Recently, a brand new $30 million building was built and my department moved into it a few months
ago. A bit anxious about moving so far from the prime pooping places in the old building, I scoped
out all the bathrooms on the first day of our occupancy. I was horrified to find that all of them
were soulless, multiple stall poopatoriums.
To make things worse, within the first week, it was reported from all the new occupants that these
new bathrooms were woefully inadequate. An entire meeting that was supposed to discuss the
operational issues of the new space was devoted to complaints about the bathrooms.
The men complained that the urinals sprayed water and pee outwards when flushed. The women
complained that the toilet paper dispensers were too low to the ground, making it nearly impossible to
get some tp without crawling underneath it. Both men and women complained about the fact that the
paper towel dispensers jammed after the slightest glitch. And this was after just a few days. Since
then, the latches on a number of the stall doors have broken off. I have also noticed that some of
the potties flush so violently that poopy water sprays you if you stand in the way.

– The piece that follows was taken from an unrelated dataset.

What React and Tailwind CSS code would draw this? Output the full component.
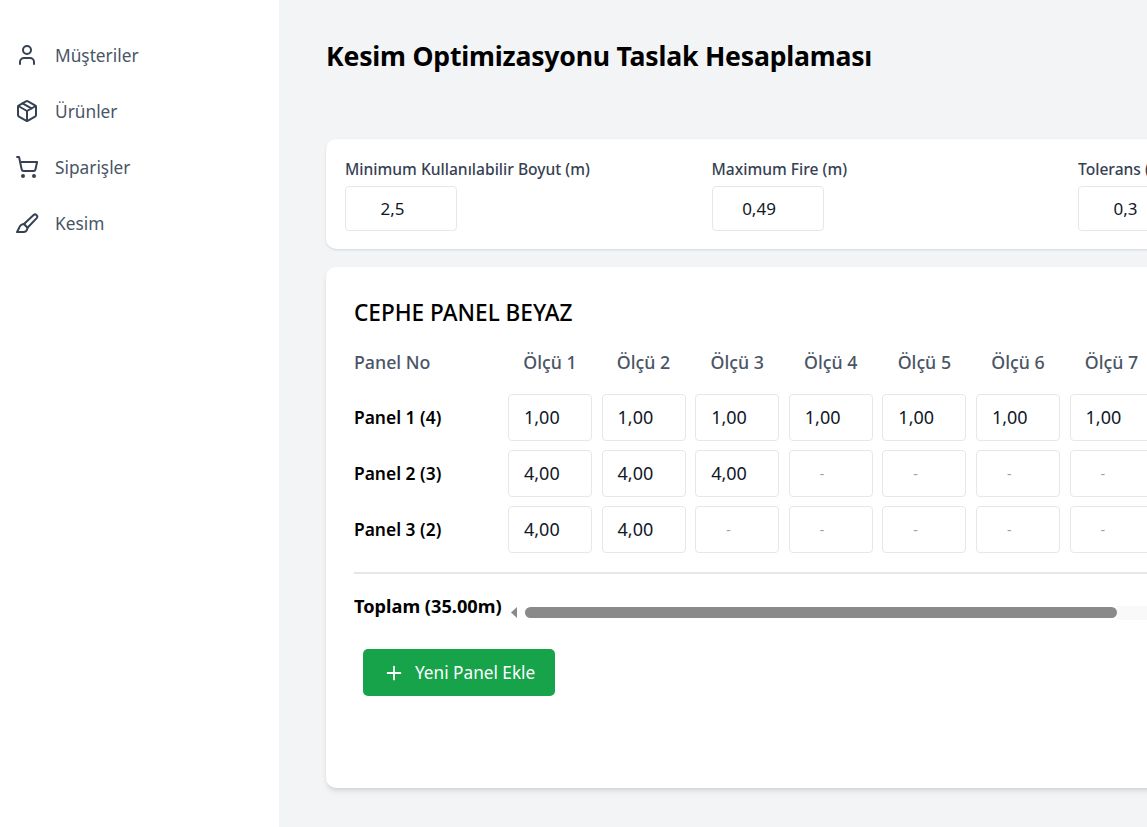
import { User, Package, ShoppingCart, Plus } from 'lucide-react';

const BrushIcon = (props) => (
  <svg viewBox="0 0 24 24" fill="none" stroke="currentColor" strokeWidth="2" strokeLinecap="round" strokeLinejoin="round" {...props}>
    <path d="M9 13 18.6 4a2.2 2.2 0 0 1 3.1 3.1L12.5 16.8" />
    <path d="M9 13c-2.6.3-4.3 1.9-5 4.2L2 21h6.4c2.3 0 3.8-1.8 4.1-4.2z" />
  </svg>
);

const NAV = [
  { label: 'Müşteriler', icon: User },
  { label: 'Ürünler', icon: Package },
  { label: 'Siparişler', icon: ShoppingCart },
  { label: 'Kesim', icon: BrushIcon },
];

const SETTINGS = [
  { label: 'Minimum Kullanılabilir Boyut (m)', value: '2,5' },
  { label: 'Maximum Fire (m)', value: '0,49' },
  { label: 'Tolerans (m)', value: '0,3' },
];

const PANELS = [
  { name: 'Panel 1 (4)', values: ['1,00', '1,00', '1,00', '1,00', '1,00', '1,00', '1,00', '-'] },
  { name: 'Panel 2 (3)', values: ['4,00', '4,00', '4,00', '-', '-', '-', '-', '-'] },
  { name: 'Panel 3 (2)', values: ['4,00', '4,00', '-', '-', '-', '-', '-', '-'] },
];

const COLUMNS = [1, 2, 3, 4, 5, 6, 7, 8];

const Cell = ({ value }) => (
  <div className="h-[47px] border border-gray-200 rounded-[4px] bg-white flex items-center pl-[15px]">
    {value === '-' ? (
      <span className="pl-[15px] text-[14px] text-gray-400">-</span>
    ) : (
      <span className="text-[18px] text-gray-900">{value}</span>
    )}
  </div>
);

export default function App() {
  return (
    <div className="w-[1147px] h-[827px] overflow-hidden flex bg-gray-100 font-['Noto_Sans',sans-serif]">
      {/* Sidebar */}
      <aside className="w-[279px] shrink-0 bg-white pt-[28px] pl-[15px]">
        {NAV.map(({ label, icon: Icon }) => (
          <div key={label} className="h-[56px] flex items-center gap-[16px] text-gray-600">
            <Icon className="w-[24px] h-[24px] mb-[2px] text-gray-700" strokeWidth={2} />
            <span className="text-[17.3px]">{label}</span>
          </div>
        ))}
      </aside>

      {/* Main */}
      <main className="flex-1 min-w-0 pl-[47px] pt-[37px]">
        <h1 className="h-[40px] flex items-center text-[26.6px] font-bold text-black tracking-[-0.2px] whitespace-nowrap">
          Kesim Optimizasyonu Taslak Hesaplaması
        </h1>

        <section className="mt-[62px] w-[1140px] h-[110px] bg-white rounded-[10px] shadow-sm pt-[20px] px-[19px] grid grid-cols-[366.5px_366.5px_366.5px]">
          {SETTINGS.map(({ label, value }) => (
            <div key={label}>
              <div className="h-[22px] flex items-center text-[15.6px] font-medium text-gray-700 whitespace-nowrap">{label}</div>
              <div className="mt-[5px] w-[112px] h-[45px] border border-gray-200 rounded-[4px] flex items-center justify-center pr-[17px] text-[17px] text-gray-900">
                {value}
              </div>
            </div>
          ))}
        </section>

        <section className="mt-[18px] w-[1140px] h-[521px] bg-white rounded-[10px] shadow-md pt-[30px] pl-[28px]">
          <h2 className="h-[32px] flex items-center text-[22.6px] font-medium text-black whitespace-nowrap">CEPHE PANEL BEYAZ</h2>

          <div className="mt-[16px] grid grid-cols-[144.4px_repeat(8,84px)] gap-x-[9.6px] gap-y-[9px] items-center">
            <div className="h-[40px] pb-[6px] flex items-center text-[17.8px] font-medium text-gray-600">Panel No</div>
            {COLUMNS.map((n) => (
              <div key={n} className="h-[40px] pb-[6px] flex items-center justify-center text-[17.8px] font-medium text-gray-600 whitespace-nowrap">
                Ölçü {n}
              </div>
            ))}
            {PANELS.map((panel) => [
              <div key={panel.name} className="text-[17.4px] font-semibold text-black whitespace-nowrap">{panel.name}</div>,
              ...panel.values.map((v, i) => <Cell key={panel.name + i} value={v} />),
            ])}
          </div>

          <div className="mt-[19px] h-[2px] bg-gray-200" />

          <div className="mt-[18px] h-[30px] flex items-center">
            <span className="w-[155px] shrink-0 text-[18.2px] font-bold text-black whitespace-nowrap">Toplam (35.00m)</span>
            {/* Scrollbar */}
            <div className="flex-1 h-[14px] mt-[11px] flex items-center">
              <svg width="16" height="11" viewBox="0 0 16 11" className="shrink-0"><path d="M8 0v11L2 5.5z" fill="#8a8a8a" /></svg>
              <div className="w-[592px] shrink-0 h-[11px] rounded-full bg-[#8a8a8a]" />
              <div className="flex-1 h-[14px] bg-[#f9f9f9]" />
            </div>
          </div>

          <button className="mt-[27px] ml-[9px] w-[192px] h-[47px] pt-[1px] rounded-[5px] bg-[#16a34a] flex items-center pl-[20px] gap-[10px] text-white text-[17.2px]">
            <Plus className="w-[22px] h-[22px]" strokeWidth={2} />
            Yeni Panel Ekle
          </button>
        </section>
      </main>
    </div>
  );
}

30 fricken' million dollars and a man can't take a decent dump! They call this place an
institution for higher learning, but they can't build a decent place for someone to sit and think.
That's my office poo story. I also have a poem that I once saw written on the wall of a stall in
high school. It isn't entirely appropriate but it is damn good:
Some come here to sit and think,
Some come here to shit and stink.
Some come here to write on walls,
But I came here to scratch my balls.